Before that game, these two teams met in the last Atlantic 10 Championship game on March 17, 2019. It feels as if Nelson Kaputo’s three from the right corner is still hanging in the air… but St. Louis prevailed by two as they earned a trip to the Big Dance.
Now the Billikens are desperate, as they have fallen into a slump. Can the Bonnies hand St. Louis a third consecutive loss?
Well, the Bonnies will win if (1) Osun Osunniyi outlasts Hasahn French, (2) Bona competes on the boards, and (3) Bona keeps the St. Louis shooters in check.
Osun Versus Hasahn
In the loss to LaSalle on Wednesday, Hasahn French fouled out of the game and tallied only 17 minutes of action. He is so important to the Billikens on both sides of the ball. His physicality can dictate the game.
On offense, French ranks fourth in the conference in effective field goal percentage, according to KenPom.
Whereas Forward Osun Osunniyi, who stands at 6’10” and weighs 220 lbs, has done a much better job in limiting his hacks as of late. In Bonaventure’s lone loss to Rhode Island back on December 30, Osunniyi fouled out of the game and spent most of his time on the bench.
If we look at last week’s victory over George Mason, Osunniyi dominated both offensively and defensively. Even though he ended up with four fouls, he still managed to play 27 minutes and recorded a double-double in having 18 points and 15 rebounds. Although Mason does not have a Hasahn French down low, both Josh Oduro and AJ Wilson pose as a formidable frontcourt for the Patriots. Yet, Osunniyi played his best game of the year.
If Osunniyi can outlast French, then the Bonnies have a great chance of winning.
Guards Jaren Holmes, Dom Welch, and combo guard Jalen Adaway should drive right at French to try and draw fouls against him. LaSalle did so successfully, Bona must replicate that gameplan.
As I have said before, Osunniyi cannot get himself into foul trouble. He is the only Bonnie that could thwart French inside and he needs to play as many minutes as possible.
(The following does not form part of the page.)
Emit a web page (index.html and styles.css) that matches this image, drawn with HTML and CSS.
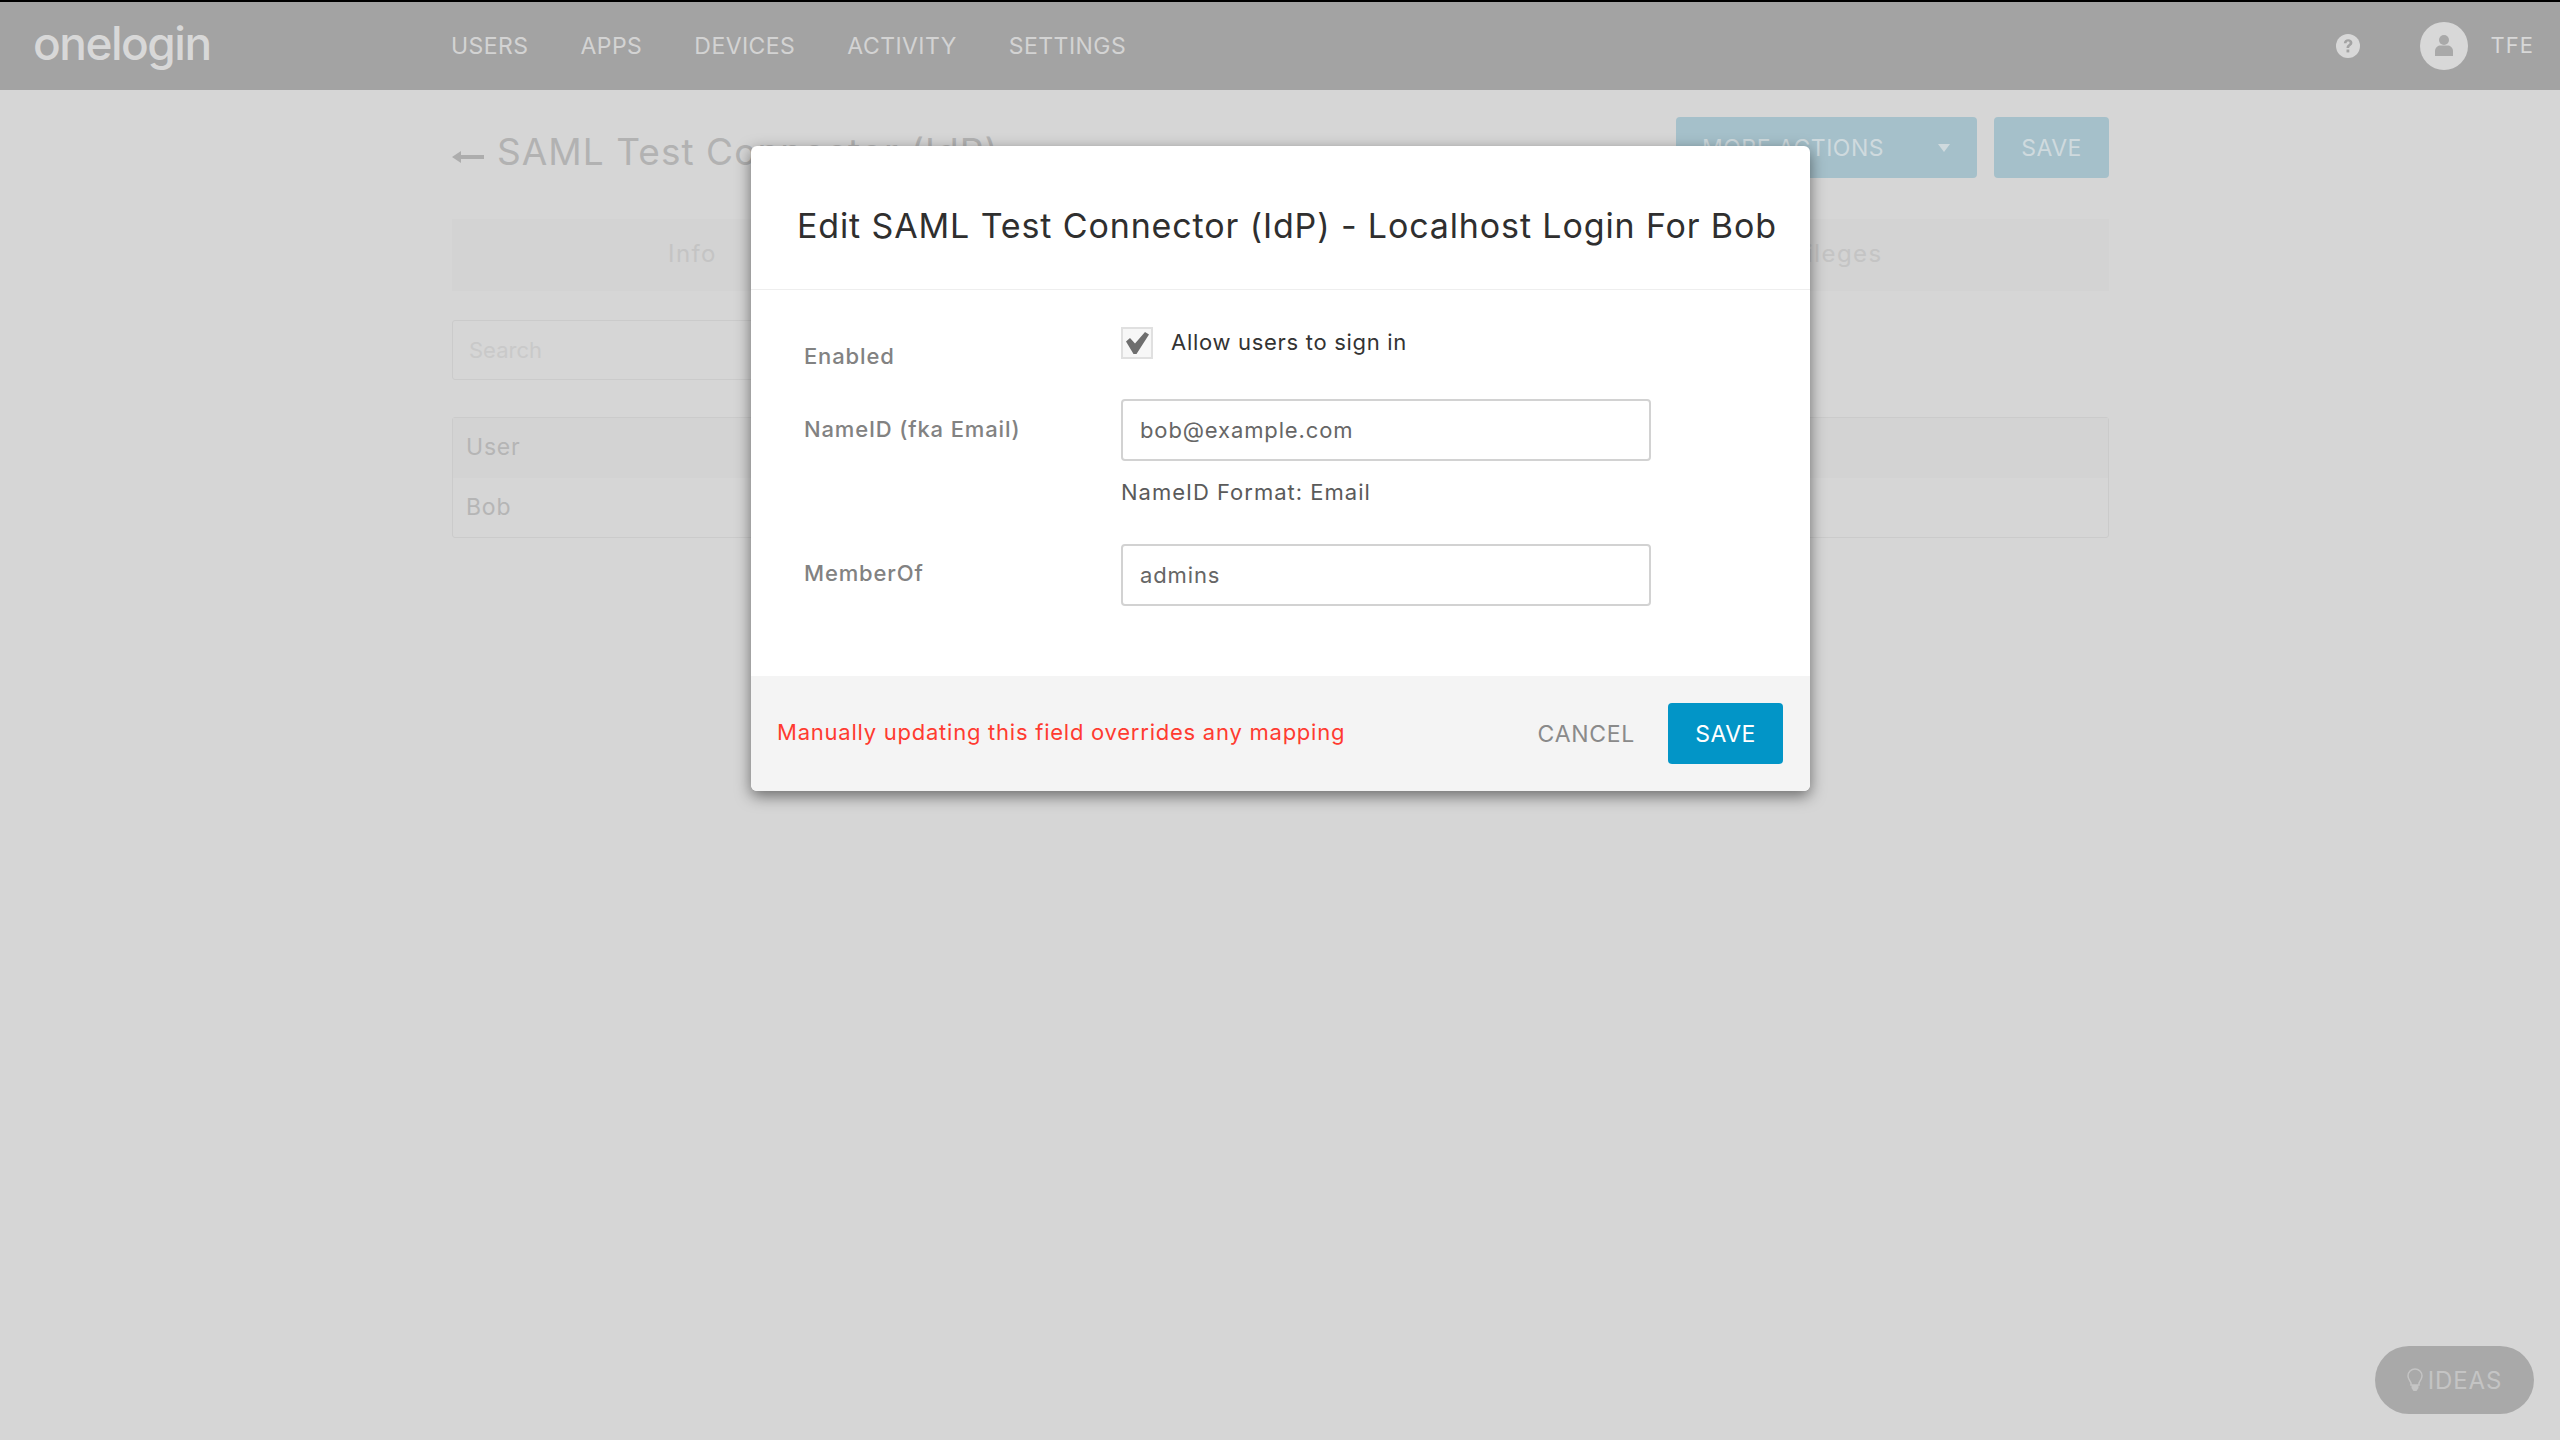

If Osun can play 28+ minutes, the Bonnies, at the very least, will be competitive in this matinee.
Crash the Boards
St. Louis is the best rebounding team in the conference. Jordan Goodwin can leap through the roof as I mentioned above. French obviously uses his physical play to crash the boards successfully.
The Bonnies have rebounded the basketball well as of late too. As Coach Schmidt has noted before, corralling defensive rebounds is so important because second chance opportunities usually result in a made basket or a foul. In playing a team as good as St. Louis, the Bonnies cannot afford to gift the Bills second chances.
This is not to say that Bona needs to have more rebounds than St. Louis. Rather, they cannot afford to get dominated on the glass like they did last season. As it stands right now, St. Bonaventure has a +5.0 rebounding margin while St. Louis officially has a +8.6 margin.
The Bonnies must compete in the rebounding battle to have a chance.
The Three Ball
Whoever makes more threes in this game will likely prevail. Perhaps a blatantly obvious point, but an important one.
St. Bonaventure has struggled from beyond the arc so far this season, but Dom Welch has been on fire as of late. Over his last three games, Welch has made 12 threes on 17 attempts.
Meanwhile, Kyle Lofton has made only three long-balls so far this season. When asked about these struggles, Kyle said, “I haven’t got as many good shots as I have in the past. I think teams are playing me much harder. I’m barely getting any good looks. If you look at my threes, I’m either shooting last-second shot-clock shots or I’m not getting catch-and-shoot looks. I’m still confident. I’m going to keep shooting.”
On the other side of the ball, St. Bonaventure ranks third in the Atlantic 10 in allowing its opponents to hit only 30% of their three-point attempts. Bona’s perimeter defense has been nothing short of fantastic so far this season. This needs to continue on Saturday as the Billikens shoot 37.4% from beyond the arc, good for 39th in the country.
However, the long hiatus clearly impacted St. Louis’s shooting. In their two conference games played, St. Louis shot a putrid 22% from deep. The Billikens combined to make only seven threes with five of those coming from Gibson Jimmerson.
Earlier this season, Bona underwent a tough stretch shooting the basketball. At the time, Coach Schmidt said that the hardest part about shooters getting back in their rhythm is getting their legs back underneath them.
Shooting is all in the legs, and perhaps St. Louis is still not in the shape that they were in back in December. This will be very interesting to watch, considering St. Bonaventure has had the week off while St. Louis had to travel to Philadelphia on Wednesday.
Both these teams are not great from beyond the arc. But this game could come down to who makes the big shot late.
Saturday’s game between the Bonnies and the Billikens is the game of the year in the mighty Atlantic 10 conference. Both teams have NCAA Tournament aspirations and both teams will likely find themselves on the bubble when the calendar flips to March.
A win for the Bonnies would give them another Quad 1 victory while a victory for St. Louis will help the Billikens climb out of their slump and back into the NCAA Tournament picture.
Last week, on the A10 Talk Podcast, I predicted that St. Louis would win by three points. But after seeing how sluggish the Billikens looked against LaSalle, and knowing that the Bonnies have had a full week of rest, I am changing my pick. I think both Welch and Osunniyi have big games again and the Bonnies keep rolling.
Prediction: St. Bonaventure 72, St. Louis 69.